I enjoyed the storytelling in several pieces of work, notably Anne Wilson’s Flugeworthy Chronicles and the work of Juliet Ayer. Several artists have had some fun with their work, Mavis Walker with her sisters’ portraits, and Vera Gilbert’s boats were a delight, and what a wonderful way to present a collection of buttons by Peta Pollard. There was some exquisite stitch on display with Jule Mallet’s excellent samples and Cathy Griffiths delightful embroideries, the subtlety of stitch displayed in Margaret Cartland Glover’s Winter Meadows pieces was fabulous. I feel I must mention the conceptual artistry of Consuelo Simpson as well, her work is simple and stylish and beautifully presented.
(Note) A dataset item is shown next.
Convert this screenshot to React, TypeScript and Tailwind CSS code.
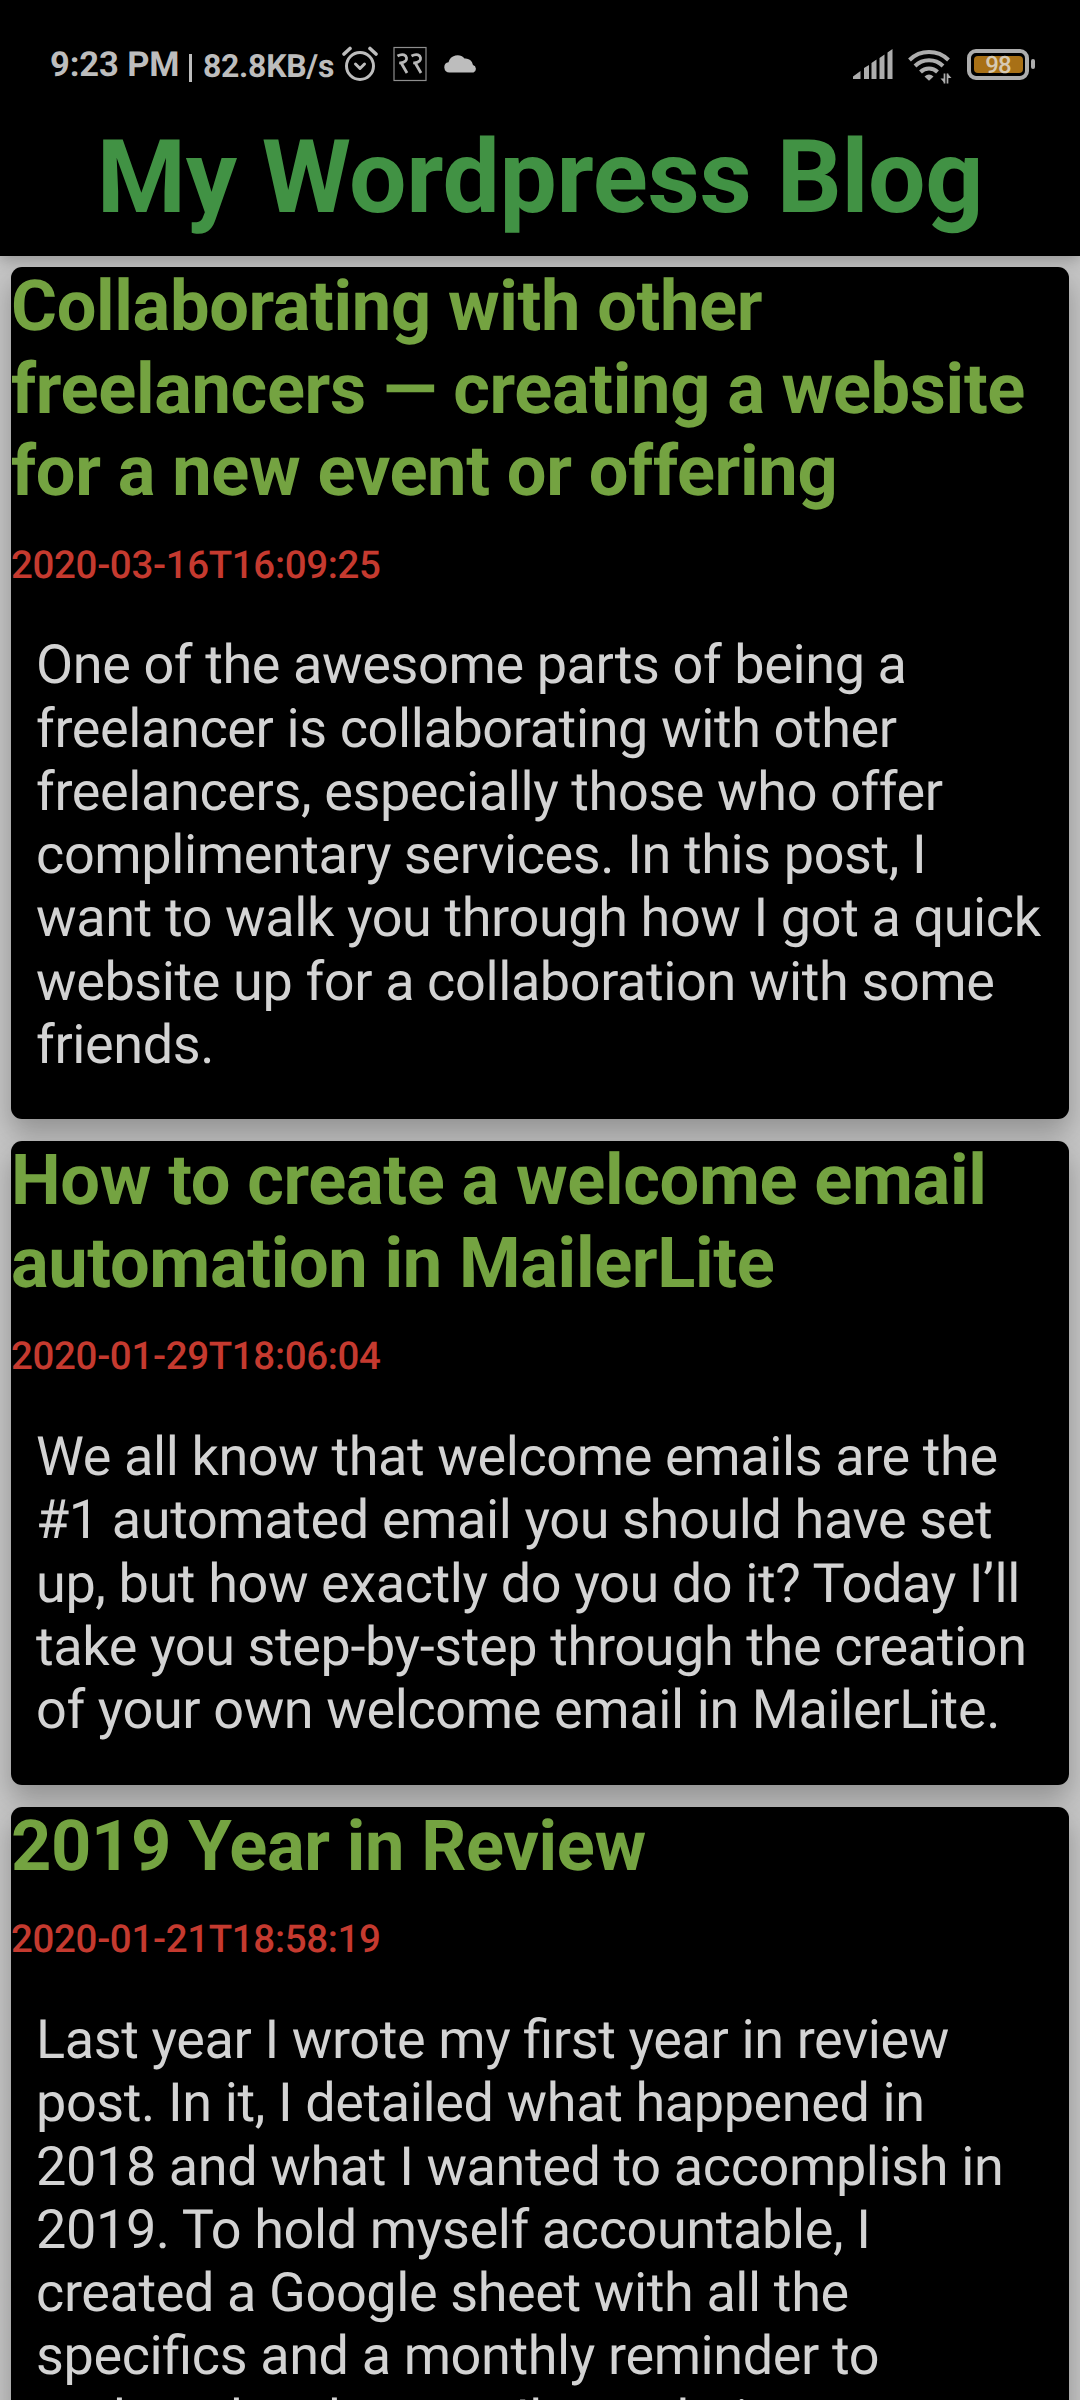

A final general note to the whole group is to take pride in your work, very few of you signed your work, I am sure you look for the signature on paintings? Please also watch your framing, you have spent hours on your wonderful stitch please do spend money on the framing, and if it is supposed to be a triptych then please do frame them in a similar way. Give space around the work with a mount and use a double mount or float in a box frame to prevent the glass touching the work.
Your exhibition is a great advert for the Wey Valley workshop, the whole group is obviously engaged and the committee is certainly to be commended for organising such a successful event. I look forward to visiting the next one.